Sus apariciones públicas giran en torno a la Sociedad Patriótica, inspirada en los clubes franceses brotados por doquier durante los tiempos de la revolución. En una casa ubicada en la esquina Gradillas, antes habitada por el Capitán General Vicente Emparan, se reúnen a las seis de la tarde los radicales que claman por la independencia.
Entre ellos, además de él, resalta la presencia de Simón Bolívar, Francisco Antonio Paúl, Carlos Soublette, Miguel Peña, Francisco Espejo, Vicente Salias, Antonio Muñoz Tébar y Lorenzo Buroz, tan sólo por mencionar algunos. Todo quien desee puede acogerse a su seno, sin importar casta, riqueza, o género, razón por la cual también acuden a debates algunos pardos y mujeres.

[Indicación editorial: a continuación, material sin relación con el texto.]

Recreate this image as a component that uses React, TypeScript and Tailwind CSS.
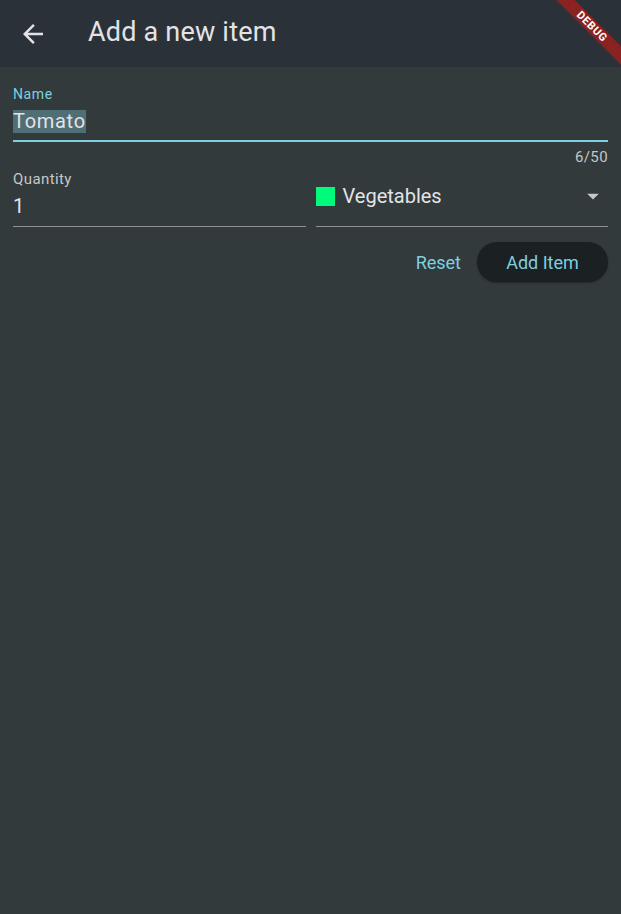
import { useState } from "react";

const font = { fontFamily: "Roboto, 'Noto Sans', sans-serif" };

export default function App() {
  const [name, setName] = useState("Tomato");
  const [qty, setQty] = useState("1");

  return (
    <div className="relative h-[914px] w-full overflow-hidden bg-[#323a3c] text-[#e3e3e6]" style={font}>
      {/* app bar */}
      <div className="flex h-[67px] items-center bg-[#2b3139]">
        <button type="button" className="ml-[18px] flex h-[30px] w-[30px] items-center justify-center text-[#e3e3e6]">
          <svg width="30" height="30" viewBox="0 0 24 24" fill="currentColor">
            <path d="M20 11H7.83l5.59-5.59L12 4l-8 8 8 8 1.41-1.41L7.83 13H20v-2z" />
          </svg>
        </button>
        <h1 className="mb-[2px] ml-[40px] text-[27px] leading-none tracking-[0.2px] text-[#e3e3e6]">Add a new item</h1>
      </div>

      {/* debug banner */}
      <div className="pointer-events-none absolute right-[-26px] top-[20px] h-[13px] w-[110px] rotate-45 bg-[#8b2222] text-center text-[11px] font-bold leading-[13px] tracking-[0.6px] text-white">
        DEBUG
      </div>

      <div className="px-[13px]">
        {/* name */}
        <div className="pt-[19px]">
          <div className="text-[14px] leading-[16px] tracking-[0.6px] text-[#7ecfe0]">Name</div>
          <div className="mt-[8px] flex h-[23px] items-center">
            <span className="bg-[#4f6e75] text-[20px] leading-[23px] tracking-[0.7px] text-[#e3e3e6]">{name}</span>
            <input
              className="sr-only"
              value={name}
              onChange={(e) => setName(e.target.value)}
            />
          </div>
          <div className="mt-[7px] h-[2px] bg-[#7ecfe0]" />
          <div className="mt-[6px] text-right text-[15px] leading-[18px] tracking-[0.4px] text-[#c5c7c9]">{name.length}/50</div>
        </div>

        {/* quantity + category */}
        <div className="mt-[4px] flex gap-[10px]">
          <div className="flex-1">
            <div className="text-[15px] leading-[18px] tracking-[0.4px] text-[#c5c7c9]">Quantity</div>
            <input
              className="mt-[6px] block h-[24px] w-full bg-transparent text-[20px] leading-[24px] text-[#e3e3e6] outline-none"
              value={qty}
              onChange={(e) => setQty(e.target.value)}
            />
            <div className="mt-[8px] h-px bg-[#8d9194]" />
          </div>
          <div className="flex-1">
            <div className="flex h-[56px] items-center pb-[4px]">
              <span className="h-[19px] w-[19px] bg-[#00fa7b]" />
              <span className="ml-[8px] flex-1 text-[20px] text-[#e3e3e6]">Vegetables</span>
              <svg width="28" height="28" viewBox="0 0 24 24" fill="#c5c7c9" className="mr-[1px]">
                <path d="M7 10l5 5 5-5z" />
              </svg>
            </div>
            <div className="h-px bg-[#8d9194]" />
          </div>
        </div>

        {/* actions */}
        <div className="mt-[15px] flex items-center justify-end gap-[16px]">
          <button type="button" className="text-[18px] text-[#7ecfe0]">
            Reset
          </button>
          <button
            type="button"
            className="h-[40px] w-[131px] rounded-full bg-[#1b2023] text-[18px] text-[#7ecfe0] shadow-[0_1px_2px_rgba(0,0,0,0.3)]"
          >
            Add Item
          </button>
        </div>
      </div>
    </div>
  );
}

En la monjil Caracas es algo completamente fuera de lo común que varones y féminas de distinta procedencia, color de piel, o nivel social, compartan un mismo espacio, menos con el propósito de discutir sobre política, o formular teorías para el estímulo de la producción y el comercio. Por ese motivo la Sociedad Patriótica es mal vista por muchos, que tienden a persignarse al escuchar el nombre de un grupo tan siniestro, como si conocer lo discutido en aquellas tertulias fuese cosa del mismísimo demonio. Más cuando pasa a publicar un periódico llamado “El Patriota de Venezuela”,vocero del club que manifiesta su doctrina sobre una forma de gobierno basada en la división de poderes públicos y organización de hacienda.
Los eventos se precipitan cuando la Junta Suprema de Caracas convoca elecciones para reunir un Congreso General, conformado por los representantes de las provincias. El dos de marzo, escoltados por una guardia de caballería e infantería, se dan cita en la catedral de la ciudad los apoderados de Barcelona, Barinas, Caracas, Cumaná, Margarita, Mérida y Trujillo, para jurar sobre la biblia defender los derechos de Fernando VII, oponerse a cualquier otro gobernante que trate de usurpar su autoridad, así como mantener pura e inviolada la religión católica apostólica romana y respetar el reglamento del Legislativo, cumpliendo fielmente sus deberes. Nueve salvas de artillería y los heraldos anuncian que ahora deben decidir la mejor forma de gobierno.
Presidido el poder legislativo por Felipe Fermín Paúl, proceden de manera inmediata los diputados a organizar el gobierno provisional de Venezuela, designando para dirigir el ejecutivo un triunvirato que se turnará la magistratura entre Cristóbal Mendoza, Juan Escalona y Baltasar Padrón.
Al cumplirse el primer aniversario de lo sucedido en el Cabildo de Caracas y la renuncia de Vicente Emparan, el 19 de abril de 1811, el general, como presidente de la Sociedad Patriótica, organiza un acto público para festejar lo que llama “la fecha más famosa en la historia de Caracas y en los anales del Nuevo Mundo”.
Entonces cuelga los retratos de Manuel Gual y José María España en el salón de la casa en Gradillas, rindiendo honores póstumos a los caídos en su lucha por liberar el territorio y fundar una república, cuyo principal cimiento ideológico, o modelo a seguir, debía ser la Declaración los Derechos del Hombre y del Ciudadano, principal avance logrado por la Revolución Francesa. Esos mártires fueron quienes dieron el primer paso en el camino a nuestra soberanía, por ello sus nombres deben ser recordados como próceres del inevitable movimiento emancipador.
Ese día, Francisco de Miranda flota sobre las nubes, sintiéndose alcanzar la cima de su gloria, sin sospechar que apenas inicia el atajo que lo conducirá hasta un último y gran fracaso.